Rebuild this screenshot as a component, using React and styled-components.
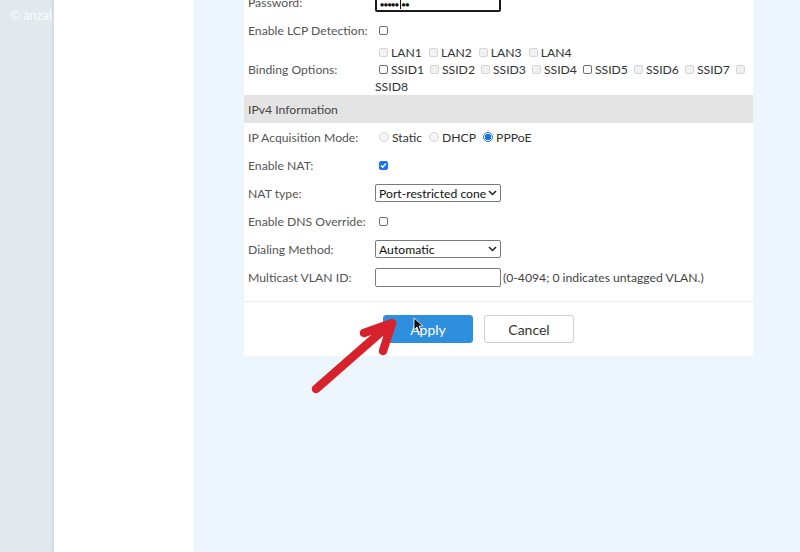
import React from "react";
import styled, { createGlobalStyle, css } from "styled-components";

const Global = createGlobalStyle`
  html, body {
    margin: 0;
    padding: 0;
    overflow: hidden;
  }
  body {
    font-family: Lato, "Noto Sans", sans-serif;
  }
`;

const Shell = styled.div`
  position: relative;
  display: grid;
  grid-template-columns: 54px 139px 1fr;
  width: 800px;
  height: 552px;
  overflow: hidden;
`;

const Rail = styled.div`
  background: #e2e9ec;
  box-shadow: inset -2px 0 2px rgba(0, 0, 0, 0.06);
  padding: 8px 0 0 10px;
  overflow: hidden;
  white-space: nowrap;
  color: rgba(255, 255, 255, 0.9);
  font-size: 12.5px;
`;

const Sidebar = styled.div`
  background: #ffffff;
`;

const Main = styled.div`
  background: #eef6fd;
  padding-left: 51px;
  overflow: hidden;
`;

const Panel = styled.div`
  width: 509px;
  margin-top: -12px;
  background: #ffffff;
  padding: 0 0 0 4px;
  box-sizing: border-box;
`;

const Row = styled.div`
  display: flex;
  align-items: center;
  min-height: 28px;
`;

const Label = styled.div`
  width: 127px;
  flex: none;
  font-size: 12.2px;
  color: #555;
  white-space: nowrap;
`;

const Value = styled.div`
  display: flex;
  align-items: center;
  font-size: 12.2px;
  color: #333;
  white-space: nowrap;
`;

const Section = styled.div`
  margin-left: -4px;
  padding-left: 4px;
  height: 28px;
  display: flex;
  align-items: center;
  background: #e4e4e4;
  font-size: 12.2px;
  color: #444;
`;

const Lines = styled.div`
  display: flex;
  flex-direction: column;
`;

const Line = styled.div`
  display: flex;
  align-items: center;
  height: 17px;
  font-size: 12.2px;
  color: #333;
  white-space: nowrap;
`;

const Opt = styled.span`
  display: inline-flex;
  align-items: center;
  gap: 3px;
  margin-right: ${(p) => (p.$tight ? "2px" : "3px")};
`;

const Box = styled.span`
  display: inline-block;
  width: 9px;
  height: 9px;
  border-radius: 2px;
  box-sizing: border-box;
  margin-left: 4px;
  ${(p) =>
    p.$checked
      ? css`
          background: #1a73e8;
          border: 1px solid #1a73e8;
        `
      : p.$disabled
      ? css`
          background: #f1f1f1;
          border: 1px solid #d6d6d6;
        `
      : css`
          background: #fff;
          border: 1px solid #6f6f6f;
        `}
`;

const Radio = styled.span`
  display: inline-block;
  width: 10px;
  height: 10px;
  border-radius: 50%;
  box-sizing: border-box;
  margin-left: 4px;
  ${(p) =>
    p.$on
      ? css`
          border: 1px solid #1a73e8;
          background: radial-gradient(circle, #1a73e8 0 3px, #fff 3.5px);
        `
      : css`
          border: 1px solid #d3d3d3;
          background: #f6f6f6;
        `}
`;

const Field = styled.div`
  width: 126px;
  height: ${(p) => (p.$tall ? "19px" : "18px")};
  box-sizing: border-box;
  border: ${(p) => (p.$focus ? "2px solid #1b1b1b" : "1px solid #7a7a7a")};
  border-radius: 2px;
  display: flex;
  align-items: center;
  padding: 0 3px;
  font-size: 12.2px;
  color: #111;
  overflow: hidden;
  gap: 1px;
  flex: none;
`;

const FieldText = styled.span`
  flex: 1;
  overflow: hidden;
  white-space: nowrap;
`;

const Dots = styled.span`
  font-size: 7px;
  letter-spacing: -0.5px;
  color: #111;
`;

const Caret = styled.span`
  display: inline-block;
  width: 1px;
  height: 11px;
  background: #111;
  margin: 0 1px;
  vertical-align: middle;
`;

const Hint = styled.span`
  font-size: 12.2px;
  color: #444;
  margin-left: 2px;
  white-space: nowrap;
`;

const Footer = styled.div`
  margin: 10px 0 0 -4px;
  border-top: 1px solid #ececec;
  padding: 13px 0 13px 139px;
  display: flex;
  gap: 11px;
`;

const Button = styled.button`
  width: 90px;
  height: 28px;
  border-radius: 3px;
  font-family: inherit;
  font-size: 14px;
  ${(p) =>
    p.$primary
      ? css`
          background: #2e8fde;
          border: 1px solid #2e8fde;
          color: #fff;
        `
      : css`
          background: #fff;
          border: 1px solid #cfcfcf;
          color: #333;
        `}
`;

const Overlay = styled.svg`
  position: absolute;
  left: 0;
  top: 0;
  pointer-events: none;
`;

const Chevron = () => (
  <svg width="9" height="6" viewBox="0 0 9 6">
    <path d="M1 1l3.5 3.5L8 1" fill="none" stroke="#222" strokeWidth="1.5" />
  </svg>
);

const Select = ({ children }) => (
  <Field>
    <FieldText>{children}</FieldText>
    <Chevron />
  </Field>
);

const Check = () => (
  <Box $checked>
    <svg width="7" height="7" viewBox="0 0 7 7" style={{ display: "block" }}>
      <path d="M1 3.6l1.6 1.6L6 1.6" fill="none" stroke="#fff" strokeWidth="1.4" />
    </svg>
  </Box>
);

const lans = ["LAN1", "LAN2", "LAN3", "LAN4"];
const ssids = ["SSID1", "SSID2", "SSID3", "SSID4", "SSID5", "SSID6", "SSID7"];
const enabled = ["SSID1", "SSID5"];

export default function App() {
  return (
    <>
      <Global />
      <Shell>
        <Rail>© anzal</Rail>
        <Sidebar />
        <Main>
          <Panel>
            <Row>
              <Label>Password:</Label>
              <Field $focus $tall>
                <FieldText>
                  <Dots>●●●●●</Dots>
                  <Caret />
                  <Dots>●●</Dots>
                </FieldText>
              </Field>
            </Row>
            <Row>
              <Label>Enable LCP Detection:</Label>
              <Value>
                <Box />
              </Value>
            </Row>
            <Row>
              <Label>Binding Options:</Label>
              <Lines>
                <Line>
                  {lans.map((l) => (
                    <Opt key={l}>
                      <Box $disabled />
                      {l}
                    </Opt>
                  ))}
                </Line>
                <Line>
                  {ssids.map((s) => (
                    <Opt key={s} $tight>
                      <Box $disabled={!enabled.includes(s)} />
                      {s}
                    </Opt>
                  ))}
                  <Box $disabled />
                </Line>
                <Line>SSID8</Line>
              </Lines>
            </Row>
            <Section>IPv4 Information</Section>
            <Row>
              <Label>IP Acquisition Mode:</Label>
              <Value>
                <Opt>
                  <Radio />
                  Static
                </Opt>
                <Opt>
                  <Radio />
                  DHCP
                </Opt>
                <Opt>
                  <Radio $on />
                  PPPoE
                </Opt>
              </Value>
            </Row>
            <Row>
              <Label>Enable NAT:</Label>
              <Value>
                <Check />
              </Value>
            </Row>
            <Row>
              <Label>NAT type:</Label>
              <Select>Port-restricted cone NAT</Select>
            </Row>
            <Row>
              <Label>Enable DNS Override:</Label>
              <Value>
                <Box />
              </Value>
            </Row>
            <Row>
              <Label>Dialing Method:</Label>
              <Select>Automatic</Select>
            </Row>
            <Row>
              <Label>Multicast VLAN ID:</Label>
              <Field $tall />
              <Hint>(0-4094; 0 indicates untagged VLAN.)</Hint>
            </Row>
            <Footer>
              <Button $primary>Apply</Button>
              <Button>Cancel</Button>
            </Footer>
          </Panel>
        </Main>
        <Overlay width="800" height="552">
          <g stroke="#d8222b" strokeWidth="8.5" strokeLinecap="round" strokeLinejoin="round" fill="none">
            <path d="M316 389L389 325" />
            <path d="M364 333L392 323L383 351" />
          </g>
          <path
            d="M414 318v12l3-3 2 5 2-1-2-5h4z"
            fill="#111"
            stroke="#fff"
            strokeWidth="0.8"
          />
        </Overlay>
      </Shell>
    </>
  );
}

* Work required *
Strip out the pictures and quote the remaining data word for word.

* Expected answer *
Rebuild this screenshot as a component, using React and styled-components.
import React from "react";
import styled, { createGlobalStyle, css } from "styled-components";

const Global = createGlobalStyle`
  html, body {
    margin: 0;
    padding: 0;
    overflow: hidden;
  }
  body {
    font-family: Lato, "Noto Sans", sans-serif;
  }
`;

const Shell = styled.div`
  position: relative;
  display: grid;
  grid-template-columns: 54px 139px 1fr;
  width: 800px;
  height: 552px;
  overflow: hidden;
`;

const Rail = styled.div`
  background: #e2e9ec;
  box-shadow: inset -2px 0 2px rgba(0, 0, 0, 0.06);
  padding: 8px 0 0 10px;
  overflow: hidden;
  white-space: nowrap;
  color: rgba(255, 255, 255, 0.9);
  font-size: 12.5px;
`;

const Sidebar = styled.div`
  background: #ffffff;
`;

const Main = styled.div`
  background: #eef6fd;
  padding-left: 51px;
  overflow: hidden;
`;

const Panel = styled.div`
  width: 509px;
  margin-top: -12px;
  background: #ffffff;
  padding: 0 0 0 4px;
  box-sizing: border-box;
`;

const Row = styled.div`
  display: flex;
  align-items: center;
  min-height: 28px;
`;

const Label = styled.div`
  width: 127px;
  flex: none;
  font-size: 12.2px;
  color: #555;
  white-space: nowrap;
`;

const Value = styled.div`
  display: flex;
  align-items: center;
  font-size: 12.2px;
  color: #333;
  white-space: nowrap;
`;

const Section = styled.div`
  margin-left: -4px;
  padding-left: 4px;
  height: 28px;
  display: flex;
  align-items: center;
  background: #e4e4e4;
  font-size: 12.2px;
  color: #444;
`;

const Lines = styled.div`
  display: flex;
  flex-direction: column;
`;

const Line = styled.div`
  display: flex;
  align-items: center;
  height: 17px;
  font-size: 12.2px;
  color: #333;
  white-space: nowrap;
`;

const Opt = styled.span`
  display: inline-flex;
  align-items: center;
  gap: 3px;
  margin-right: ${(p) => (p.$tight ? "2px" : "3px")};
`;

const Box = styled.span`
  display: inline-block;
  width: 9px;
  height: 9px;
  border-radius: 2px;
  box-sizing: border-box;
  margin-left: 4px;
  ${(p) =>
    p.$checked
      ? css`
          background: #1a73e8;
          border: 1px solid #1a73e8;
        `
      : p.$disabled
      ? css`
          background: #f1f1f1;
          border: 1px solid #d6d6d6;
        `
      : css`
          background: #fff;
          border: 1px solid #6f6f6f;
        `}
`;

const Radio = styled.span`
  display: inline-block;
  width: 10px;
  height: 10px;
  border-radius: 50%;
  box-sizing: border-box;
  margin-left: 4px;
  ${(p) =>
    p.$on
      ? css`
          border: 1px solid #1a73e8;
          background: radial-gradient(circle, #1a73e8 0 3px, #fff 3.5px);
        `
      : css`
          border: 1px solid #d3d3d3;
          background: #f6f6f6;
        `}
`;

const Field = styled.div`
  width: 126px;
  height: ${(p) => (p.$tall ? "19px" : "18px")};
  box-sizing: border-box;
  border: ${(p) => (p.$focus ? "2px solid #1b1b1b" : "1px solid #7a7a7a")};
  border-radius: 2px;
  display: flex;
  align-items: center;
  padding: 0 3px;
  font-size: 12.2px;
  color: #111;
  overflow: hidden;
  gap: 1px;
  flex: none;
`;

const FieldText = styled.span`
  flex: 1;
  overflow: hidden;
  white-space: nowrap;
`;

const Dots = styled.span`
  font-size: 7px;
  letter-spacing: -0.5px;
  color: #111;
`;

const Caret = styled.span`
  display: inline-block;
  width: 1px;
  height: 11px;
  background: #111;
  margin: 0 1px;
  vertical-align: middle;
`;

const Hint = styled.span`
  font-size: 12.2px;
  color: #444;
  margin-left: 2px;
  white-space: nowrap;
`;

const Footer = styled.div`
  margin: 10px 0 0 -4px;
  border-top: 1px solid #ececec;
  padding: 13px 0 13px 139px;
  display: flex;
  gap: 11px;
`;

const Button = styled.button`
  width: 90px;
  height: 28px;
  border-radius: 3px;
  font-family: inherit;
  font-size: 14px;
  ${(p) =>
    p.$primary
      ? css`
          background: #2e8fde;
          border: 1px solid #2e8fde;
          color: #fff;
        `
      : css`
          background: #fff;
          border: 1px solid #cfcfcf;
          color: #333;
        `}
`;

const Overlay = styled.svg`
  position: absolute;
  left: 0;
  top: 0;
  pointer-events: none;
`;

const Chevron = () => (
  <svg width="9" height="6" viewBox="0 0 9 6">
    <path d="M1 1l3.5 3.5L8 1" fill="none" stroke="#222" strokeWidth="1.5" />
  </svg>
);

const Select = ({ children }) => (
  <Field>
    <FieldText>{children}</FieldText>
    <Chevron />
  </Field>
);

const Check = () => (
  <Box $checked>
    <svg width="7" height="7" viewBox="0 0 7 7" style={{ display: "block" }}>
      <path d="M1 3.6l1.6 1.6L6 1.6" fill="none" stroke="#fff" strokeWidth="1.4" />
    </svg>
  </Box>
);

const lans = ["LAN1", "LAN2", "LAN3", "LAN4"];
const ssids = ["SSID1", "SSID2", "SSID3", "SSID4", "SSID5", "SSID6", "SSID7"];
const enabled = ["SSID1", "SSID5"];

export default function App() {
  return (
    <>
      <Global />
      <Shell>
        <Rail>© anzal</Rail>
        <Sidebar />
        <Main>
          <Panel>
            <Row>
              <Label>Password:</Label>
              <Field $focus $tall>
                <FieldText>
                  <Dots>●●●●●</Dots>
                  <Caret />
                  <Dots>●●</Dots>
                </FieldText>
              </Field>
            </Row>
            <Row>
              <Label>Enable LCP Detection:</Label>
              <Value>
                <Box />
              </Value>
            </Row>
            <Row>
              <Label>Binding Options:</Label>
              <Lines>
                <Line>
                  {lans.map((l) => (
                    <Opt key={l}>
                      <Box $disabled />
                      {l}
                    </Opt>
                  ))}
                </Line>
                <Line>
                  {ssids.map((s) => (
                    <Opt key={s} $tight>
                      <Box $disabled={!enabled.includes(s)} />
                      {s}
                    </Opt>
                  ))}
                  <Box $disabled />
                </Line>
                <Line>SSID8</Line>
              </Lines>
            </Row>
            <Section>IPv4 Information</Section>
            <Row>
              <Label>IP Acquisition Mode:</Label>
              <Value>
                <Opt>
                  <Radio />
                  Static
                </Opt>
                <Opt>
                  <Radio />
                  DHCP
                </Opt>
                <Opt>
                  <Radio $on />
                  PPPoE
                </Opt>
              </Value>
            </Row>
            <Row>
              <Label>Enable NAT:</Label>
              <Value>
                <Check />
              </Value>
            </Row>
            <Row>
              <Label>NAT type:</Label>
              <Select>Port-restricted cone NAT</Select>
            </Row>
            <Row>
              <Label>Enable DNS Override:</Label>
              <Value>
                <Box />
              </Value>
            </Row>
            <Row>
              <Label>Dialing Method:</Label>
              <Select>Automatic</Select>
            </Row>
            <Row>
              <Label>Multicast VLAN ID:</Label>
              <Field $tall />
              <Hint>(0-4094; 0 indicates untagged VLAN.)</Hint>
            </Row>
            <Footer>
              <Button $primary>Apply</Button>
              <Button>Cancel</Button>
            </Footer>
          </Panel>
        </Main>
        <Overlay width="800" height="552">
          <g stroke="#d8222b" strokeWidth="8.5" strokeLinecap="round" strokeLinejoin="round" fill="none">
            <path d="M316 389L389 325" />
            <path d="M364 333L392 323L383 351" />
          </g>
          <path
            d="M414 318v12l3-3 2 5 2-1-2-5h4z"
            fill="#111"
            stroke="#fff"
            strokeWidth="0.8"
          />
        </Overlay>
      </Shell>
    </>
  );
}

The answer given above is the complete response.